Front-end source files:
****************
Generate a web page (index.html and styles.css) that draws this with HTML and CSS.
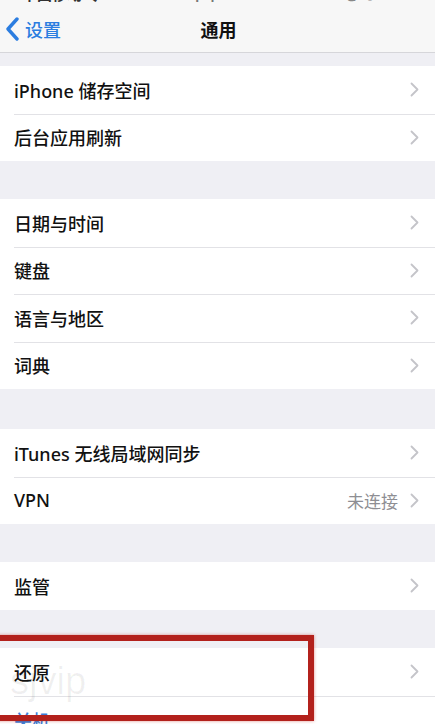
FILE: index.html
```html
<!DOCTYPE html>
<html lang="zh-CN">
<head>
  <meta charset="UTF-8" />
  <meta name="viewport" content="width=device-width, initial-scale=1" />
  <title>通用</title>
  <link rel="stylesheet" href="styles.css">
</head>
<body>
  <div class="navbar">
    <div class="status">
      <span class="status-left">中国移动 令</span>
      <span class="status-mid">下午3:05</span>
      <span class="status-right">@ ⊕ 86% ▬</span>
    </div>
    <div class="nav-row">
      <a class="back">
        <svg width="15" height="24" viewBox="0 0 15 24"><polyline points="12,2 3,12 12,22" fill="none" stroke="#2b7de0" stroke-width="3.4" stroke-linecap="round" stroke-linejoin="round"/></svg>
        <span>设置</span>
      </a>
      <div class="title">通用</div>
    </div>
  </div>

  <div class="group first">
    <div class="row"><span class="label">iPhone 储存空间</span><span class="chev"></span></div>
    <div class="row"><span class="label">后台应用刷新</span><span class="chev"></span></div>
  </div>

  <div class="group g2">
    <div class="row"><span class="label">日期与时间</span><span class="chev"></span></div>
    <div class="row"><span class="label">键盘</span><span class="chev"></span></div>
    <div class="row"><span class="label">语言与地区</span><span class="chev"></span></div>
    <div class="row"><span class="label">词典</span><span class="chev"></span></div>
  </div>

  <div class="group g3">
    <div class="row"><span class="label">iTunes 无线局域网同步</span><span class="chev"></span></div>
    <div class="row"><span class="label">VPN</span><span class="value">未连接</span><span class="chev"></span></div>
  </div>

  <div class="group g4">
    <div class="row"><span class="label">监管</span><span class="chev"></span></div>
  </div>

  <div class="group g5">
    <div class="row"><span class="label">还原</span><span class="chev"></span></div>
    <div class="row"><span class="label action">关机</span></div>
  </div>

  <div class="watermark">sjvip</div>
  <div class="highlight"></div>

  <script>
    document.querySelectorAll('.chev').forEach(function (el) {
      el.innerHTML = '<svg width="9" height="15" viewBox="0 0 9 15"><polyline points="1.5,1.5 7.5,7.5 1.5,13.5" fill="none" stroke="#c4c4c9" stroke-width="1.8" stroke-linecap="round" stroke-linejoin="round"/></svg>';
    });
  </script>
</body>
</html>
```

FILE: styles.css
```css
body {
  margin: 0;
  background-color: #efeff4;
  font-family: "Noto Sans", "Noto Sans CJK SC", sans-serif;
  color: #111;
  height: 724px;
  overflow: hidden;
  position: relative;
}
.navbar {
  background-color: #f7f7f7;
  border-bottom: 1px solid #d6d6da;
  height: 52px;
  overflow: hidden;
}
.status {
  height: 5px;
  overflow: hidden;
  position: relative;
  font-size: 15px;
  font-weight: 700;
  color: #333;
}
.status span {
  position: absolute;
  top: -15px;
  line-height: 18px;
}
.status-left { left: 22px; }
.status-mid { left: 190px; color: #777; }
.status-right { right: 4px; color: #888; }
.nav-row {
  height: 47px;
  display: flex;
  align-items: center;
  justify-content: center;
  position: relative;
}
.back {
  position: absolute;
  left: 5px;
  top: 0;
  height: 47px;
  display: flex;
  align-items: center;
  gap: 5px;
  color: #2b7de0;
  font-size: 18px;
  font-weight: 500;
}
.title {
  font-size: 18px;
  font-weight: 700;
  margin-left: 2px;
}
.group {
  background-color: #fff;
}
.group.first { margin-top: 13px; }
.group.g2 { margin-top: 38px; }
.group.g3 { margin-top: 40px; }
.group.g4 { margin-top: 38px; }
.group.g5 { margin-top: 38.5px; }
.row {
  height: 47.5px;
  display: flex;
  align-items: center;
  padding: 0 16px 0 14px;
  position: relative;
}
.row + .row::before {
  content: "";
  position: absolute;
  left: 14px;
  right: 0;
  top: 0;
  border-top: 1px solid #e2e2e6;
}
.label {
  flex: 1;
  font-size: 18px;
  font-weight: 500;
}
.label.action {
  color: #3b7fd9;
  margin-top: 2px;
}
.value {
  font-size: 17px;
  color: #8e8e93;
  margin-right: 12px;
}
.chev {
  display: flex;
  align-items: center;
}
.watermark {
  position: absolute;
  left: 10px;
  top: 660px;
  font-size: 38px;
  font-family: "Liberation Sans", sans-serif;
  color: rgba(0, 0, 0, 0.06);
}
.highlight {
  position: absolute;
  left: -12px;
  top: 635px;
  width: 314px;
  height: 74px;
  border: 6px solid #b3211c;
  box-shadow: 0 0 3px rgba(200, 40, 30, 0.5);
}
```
****************
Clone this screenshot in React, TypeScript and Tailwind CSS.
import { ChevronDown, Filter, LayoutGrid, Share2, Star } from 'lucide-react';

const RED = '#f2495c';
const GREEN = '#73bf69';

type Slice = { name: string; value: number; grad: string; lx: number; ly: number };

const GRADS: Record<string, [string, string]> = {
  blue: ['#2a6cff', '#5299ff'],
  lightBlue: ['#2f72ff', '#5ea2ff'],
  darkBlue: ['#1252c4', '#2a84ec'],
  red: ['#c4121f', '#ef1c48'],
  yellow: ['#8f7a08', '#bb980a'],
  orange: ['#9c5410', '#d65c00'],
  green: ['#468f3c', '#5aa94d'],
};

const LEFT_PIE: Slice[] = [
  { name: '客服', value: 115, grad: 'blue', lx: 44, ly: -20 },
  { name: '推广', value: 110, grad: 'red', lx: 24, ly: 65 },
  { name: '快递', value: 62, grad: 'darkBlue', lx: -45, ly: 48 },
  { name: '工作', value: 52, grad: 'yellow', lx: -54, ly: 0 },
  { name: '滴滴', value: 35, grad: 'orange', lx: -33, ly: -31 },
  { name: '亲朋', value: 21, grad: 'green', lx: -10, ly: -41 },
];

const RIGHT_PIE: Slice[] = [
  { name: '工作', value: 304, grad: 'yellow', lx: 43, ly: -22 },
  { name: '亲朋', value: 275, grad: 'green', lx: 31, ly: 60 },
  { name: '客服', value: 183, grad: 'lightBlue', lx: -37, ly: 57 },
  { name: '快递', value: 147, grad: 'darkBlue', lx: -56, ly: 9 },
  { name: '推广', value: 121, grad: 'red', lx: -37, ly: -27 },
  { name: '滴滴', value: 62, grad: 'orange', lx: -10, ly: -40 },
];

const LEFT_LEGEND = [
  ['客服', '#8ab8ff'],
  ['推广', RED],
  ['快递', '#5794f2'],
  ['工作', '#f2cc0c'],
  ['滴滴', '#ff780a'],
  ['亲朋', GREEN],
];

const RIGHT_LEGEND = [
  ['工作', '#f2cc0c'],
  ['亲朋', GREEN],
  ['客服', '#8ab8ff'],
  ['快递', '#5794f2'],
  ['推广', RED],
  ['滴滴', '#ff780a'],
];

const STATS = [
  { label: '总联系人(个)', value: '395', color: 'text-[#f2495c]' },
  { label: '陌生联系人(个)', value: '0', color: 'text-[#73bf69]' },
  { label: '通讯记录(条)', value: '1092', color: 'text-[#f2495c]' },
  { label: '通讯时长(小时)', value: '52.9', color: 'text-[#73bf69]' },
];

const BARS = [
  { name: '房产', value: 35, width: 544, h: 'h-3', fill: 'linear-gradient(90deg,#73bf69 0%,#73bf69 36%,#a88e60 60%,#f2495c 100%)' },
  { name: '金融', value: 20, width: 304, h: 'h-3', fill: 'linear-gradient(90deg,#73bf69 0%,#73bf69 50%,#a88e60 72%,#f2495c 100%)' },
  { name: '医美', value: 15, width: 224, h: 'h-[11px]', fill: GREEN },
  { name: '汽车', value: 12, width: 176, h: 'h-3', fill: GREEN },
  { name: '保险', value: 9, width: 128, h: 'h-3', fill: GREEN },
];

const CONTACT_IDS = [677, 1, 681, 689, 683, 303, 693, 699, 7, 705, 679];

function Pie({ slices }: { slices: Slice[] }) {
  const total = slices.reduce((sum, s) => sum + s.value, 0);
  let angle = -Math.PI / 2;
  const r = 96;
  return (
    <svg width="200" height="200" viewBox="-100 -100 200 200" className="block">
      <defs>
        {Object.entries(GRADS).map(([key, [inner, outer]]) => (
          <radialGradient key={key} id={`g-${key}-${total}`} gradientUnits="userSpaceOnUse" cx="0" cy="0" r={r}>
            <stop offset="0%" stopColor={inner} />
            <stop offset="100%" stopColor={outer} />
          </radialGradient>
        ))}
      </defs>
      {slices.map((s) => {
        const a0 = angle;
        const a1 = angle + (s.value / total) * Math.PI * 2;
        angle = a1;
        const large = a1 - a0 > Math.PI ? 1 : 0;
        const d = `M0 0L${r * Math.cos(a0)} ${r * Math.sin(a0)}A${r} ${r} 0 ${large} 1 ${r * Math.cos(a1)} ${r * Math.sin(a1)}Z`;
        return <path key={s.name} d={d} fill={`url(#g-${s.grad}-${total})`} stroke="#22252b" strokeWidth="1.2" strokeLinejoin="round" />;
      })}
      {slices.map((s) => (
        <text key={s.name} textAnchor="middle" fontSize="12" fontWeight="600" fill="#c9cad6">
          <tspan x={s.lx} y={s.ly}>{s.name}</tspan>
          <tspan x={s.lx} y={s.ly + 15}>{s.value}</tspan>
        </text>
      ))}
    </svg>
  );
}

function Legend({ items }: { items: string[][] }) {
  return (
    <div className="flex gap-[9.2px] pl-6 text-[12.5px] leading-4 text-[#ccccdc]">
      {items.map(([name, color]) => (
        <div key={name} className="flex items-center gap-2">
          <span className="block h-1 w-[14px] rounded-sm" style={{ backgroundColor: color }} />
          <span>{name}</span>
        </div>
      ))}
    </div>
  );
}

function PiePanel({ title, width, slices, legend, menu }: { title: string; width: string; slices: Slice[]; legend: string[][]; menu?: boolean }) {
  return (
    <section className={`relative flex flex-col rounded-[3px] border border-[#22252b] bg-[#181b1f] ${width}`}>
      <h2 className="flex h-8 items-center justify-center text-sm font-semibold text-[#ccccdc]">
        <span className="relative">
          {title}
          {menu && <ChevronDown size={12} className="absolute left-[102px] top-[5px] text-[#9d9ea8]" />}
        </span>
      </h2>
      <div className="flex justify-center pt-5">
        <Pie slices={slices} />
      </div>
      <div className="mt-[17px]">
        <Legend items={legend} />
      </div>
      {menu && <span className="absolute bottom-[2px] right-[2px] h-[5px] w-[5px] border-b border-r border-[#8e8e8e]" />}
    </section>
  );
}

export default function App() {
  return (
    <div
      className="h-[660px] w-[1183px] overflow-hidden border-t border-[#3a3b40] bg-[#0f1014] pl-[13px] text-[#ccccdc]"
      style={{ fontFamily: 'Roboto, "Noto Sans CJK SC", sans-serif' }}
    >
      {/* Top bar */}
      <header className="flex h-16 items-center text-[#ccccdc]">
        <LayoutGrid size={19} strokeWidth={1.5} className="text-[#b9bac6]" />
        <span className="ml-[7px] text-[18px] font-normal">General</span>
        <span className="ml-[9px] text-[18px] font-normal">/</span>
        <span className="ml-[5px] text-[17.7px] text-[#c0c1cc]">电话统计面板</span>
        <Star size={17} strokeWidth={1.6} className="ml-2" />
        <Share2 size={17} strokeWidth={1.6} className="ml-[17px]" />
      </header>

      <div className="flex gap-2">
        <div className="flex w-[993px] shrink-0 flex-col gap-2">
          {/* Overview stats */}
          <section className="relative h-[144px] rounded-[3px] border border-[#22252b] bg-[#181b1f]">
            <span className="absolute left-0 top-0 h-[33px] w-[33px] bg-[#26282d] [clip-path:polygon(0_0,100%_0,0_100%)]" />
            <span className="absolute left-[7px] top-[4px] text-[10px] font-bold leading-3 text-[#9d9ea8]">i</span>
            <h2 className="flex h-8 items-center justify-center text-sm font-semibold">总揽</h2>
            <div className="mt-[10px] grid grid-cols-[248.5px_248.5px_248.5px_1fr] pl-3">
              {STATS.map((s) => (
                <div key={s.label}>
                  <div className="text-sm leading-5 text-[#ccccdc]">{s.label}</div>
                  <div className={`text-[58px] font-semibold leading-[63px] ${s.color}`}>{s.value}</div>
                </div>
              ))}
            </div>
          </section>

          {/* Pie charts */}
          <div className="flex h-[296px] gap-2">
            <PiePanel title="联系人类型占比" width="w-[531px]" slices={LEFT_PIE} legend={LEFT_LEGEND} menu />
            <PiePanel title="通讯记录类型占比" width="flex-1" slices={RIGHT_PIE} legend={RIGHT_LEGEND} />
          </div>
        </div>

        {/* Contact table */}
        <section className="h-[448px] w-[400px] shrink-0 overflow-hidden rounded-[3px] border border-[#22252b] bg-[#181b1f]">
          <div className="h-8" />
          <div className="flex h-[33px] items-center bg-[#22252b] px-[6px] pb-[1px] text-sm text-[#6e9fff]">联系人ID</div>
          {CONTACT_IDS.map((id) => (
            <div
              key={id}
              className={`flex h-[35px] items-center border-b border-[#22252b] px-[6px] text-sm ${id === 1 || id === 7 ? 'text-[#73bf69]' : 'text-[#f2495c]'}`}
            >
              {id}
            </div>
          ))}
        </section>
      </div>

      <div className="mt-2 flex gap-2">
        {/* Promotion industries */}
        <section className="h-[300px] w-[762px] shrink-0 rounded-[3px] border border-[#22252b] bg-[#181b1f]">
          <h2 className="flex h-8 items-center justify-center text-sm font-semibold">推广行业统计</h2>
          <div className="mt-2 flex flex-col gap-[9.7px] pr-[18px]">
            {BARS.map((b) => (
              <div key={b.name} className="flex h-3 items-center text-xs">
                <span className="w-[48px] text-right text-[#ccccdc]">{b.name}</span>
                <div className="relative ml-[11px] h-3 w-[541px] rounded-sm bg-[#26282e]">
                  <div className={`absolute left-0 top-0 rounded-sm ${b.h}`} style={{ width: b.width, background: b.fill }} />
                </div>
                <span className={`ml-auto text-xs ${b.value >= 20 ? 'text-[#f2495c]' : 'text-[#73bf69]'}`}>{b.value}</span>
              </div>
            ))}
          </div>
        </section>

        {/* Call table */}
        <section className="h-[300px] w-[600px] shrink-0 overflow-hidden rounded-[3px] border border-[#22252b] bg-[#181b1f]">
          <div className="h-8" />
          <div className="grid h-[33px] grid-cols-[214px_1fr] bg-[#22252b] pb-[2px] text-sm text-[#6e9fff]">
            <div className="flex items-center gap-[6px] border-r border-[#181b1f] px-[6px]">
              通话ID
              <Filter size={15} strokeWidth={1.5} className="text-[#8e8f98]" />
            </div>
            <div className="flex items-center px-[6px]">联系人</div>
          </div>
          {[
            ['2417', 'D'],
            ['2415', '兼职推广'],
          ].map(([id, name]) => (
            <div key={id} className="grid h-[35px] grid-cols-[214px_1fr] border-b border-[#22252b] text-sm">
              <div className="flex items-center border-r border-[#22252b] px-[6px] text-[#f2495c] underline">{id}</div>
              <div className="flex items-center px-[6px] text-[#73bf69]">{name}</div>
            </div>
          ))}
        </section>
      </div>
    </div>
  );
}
****************
(Problem description) Of the entries above, repeat exactly the lines from the line with "Clone this screenshot" through the line with "string; value: number;", both of them included.

(Response to this exercise)
Clone this screenshot in React, TypeScript and Tailwind CSS.
import { ChevronDown, Filter, LayoutGrid, Share2, Star } from 'lucide-react';

const RED = '#f2495c';
const GREEN = '#73bf69';

type Slice = { name: string; value: number; grad: string; lx: number; ly: number };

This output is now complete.